Shall the specified provider not be available, i.e., the client was not yet configured, it can be set up automatically by going to the folder where the definition file is contained and by running "terraform init". Once the provider and resources are specified the expected changes can be shown by using "terraform plan" instead. Accordingly, terraform has a planning step where it generates an execution plan, i.e. which let the user understand what changes will be made before they actually take place. Also, a resource graph is built with all resources to best parallelise their creation and make their status better visible to users. The resource graph can be shown by running "terraform graph".  This way terraform can keep track of all resources previously created and only perform delta updates shall there be changes to the specification file.  Specifically, terraform creates a terraform.tfstate file specifying in JSON format the current infrastructure status and based on which deltas are planned. Clearly access on this shared status file can mean race conditions. For the purpose a remote state storage can be set on terraform, such as Amazon S3 or a few other distributed storage services. We refer to [5] for advanced Terraform topics, such as team collaboration and Zero-Downtime deployment. 

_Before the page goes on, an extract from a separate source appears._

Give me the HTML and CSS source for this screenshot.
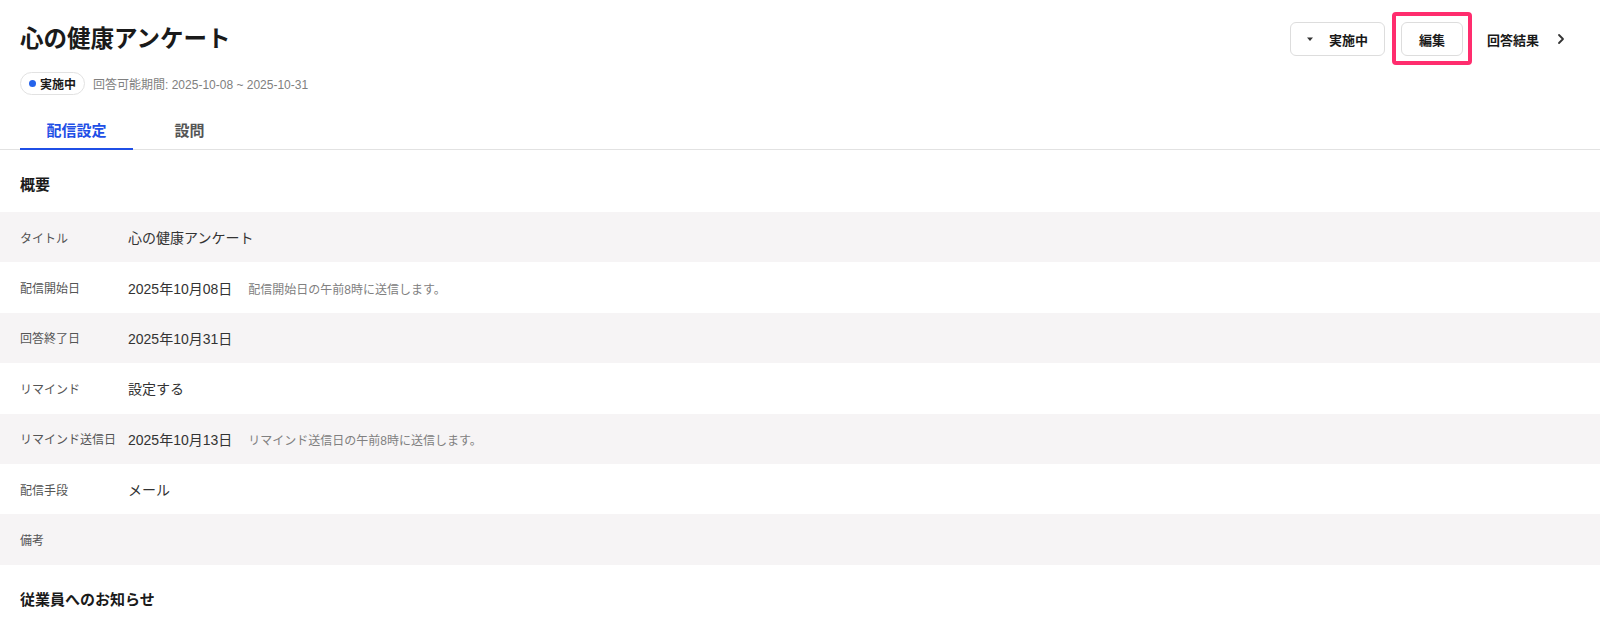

I follow this short intro with a Terraform tutorial on Github.

4. Ansible:

Ansible is an open source tool to manage the configuration and application deployment of networked systems. Main competitors are Chef, Puppet and Salt. Ansible stands out due to its simplicity. Ansible builds on the existing SSH protocol to execute commands on remote machines and allows for the orchestration of networked services. Being written in Python, Ansible main dependency is the Python 2.6+ interpreter. We can distinguish in two paradigms: i) push and ii) pull. In a pull architecture, tool-specific agents periodically poll a central repository for updates, whereas in the push counterpart a master initializes the process. As such, Ansible only needs to be installed on the controlling machine and does not require other tools but SSH installed on the target nodes. While a similar behavior could be achieved by opening multiple parallel SSH connections (e.g. using iterm on MacOSX), what Ansible actually provides is an abstraction layer over commands, the modules, which can be written in any scripting language and offer a system agnostic interface to common system commands, as well as the important property of idempotency. Idempotency guarantees that even when repeated multiple times, an operation will always set the system in the same state.


4.1 Inventory
An inventory is a file listing the nodes to be accessed to carry out a certain configuration process. Hosts are associated to groups (e.g. service or application name for a distributed service) and identified by their hostname or IP address. Authentication occurs via a password or a private key, which is can also be specified in the inventory.

4.2 Playbook
A playbook expresses the configuration and orchestration process by mapping a host group from the inventory to a set of roles. Roles allows for code organization and reuse. Accordingly, each called role is actuated as a sequence of calls to Ansible modules. As such, the playbook merely specifies  process variables (e.g., paths) and a top level workflow composed by a list of basic roles (i.e., sub-workflows), each achieving a different configuration goal. 


Bibliography

  1. G. Kim et Al. The DevOps Handbook: How to create world-class agility, reliability & security in technology organizations. IT Revolution Press 2015.
  2. R. Eric. The Lean Startup: How Today's Entrepreneurs Use Continuous Innovation to Create Radically Successful Businesses. New York: Crown Business, 2011.
  3. M. Poppendieck et Al. Lean Software Development: An Agile Toolkit. Addison-Wesley 2003.
  4. J. Humble and David Farley. Continuous Delivery: Reliable Software Releases Through Build, Test, and Deployment Automation (1st ed.). Addison-Wesley Professional 2010.
  5. Y. Brikman. Terraform Up & Running. Writing Infrastructure as a Code. O'Reilly 2017.
  6. L. Hochstein. Ansible Up & Running. Automating Configuration management and deployment the easy way. O'Reilly 2015.
  7. B. Beyer et Al. Site Reliability Engineering. How Google runs production systems. O'Reilly 2017.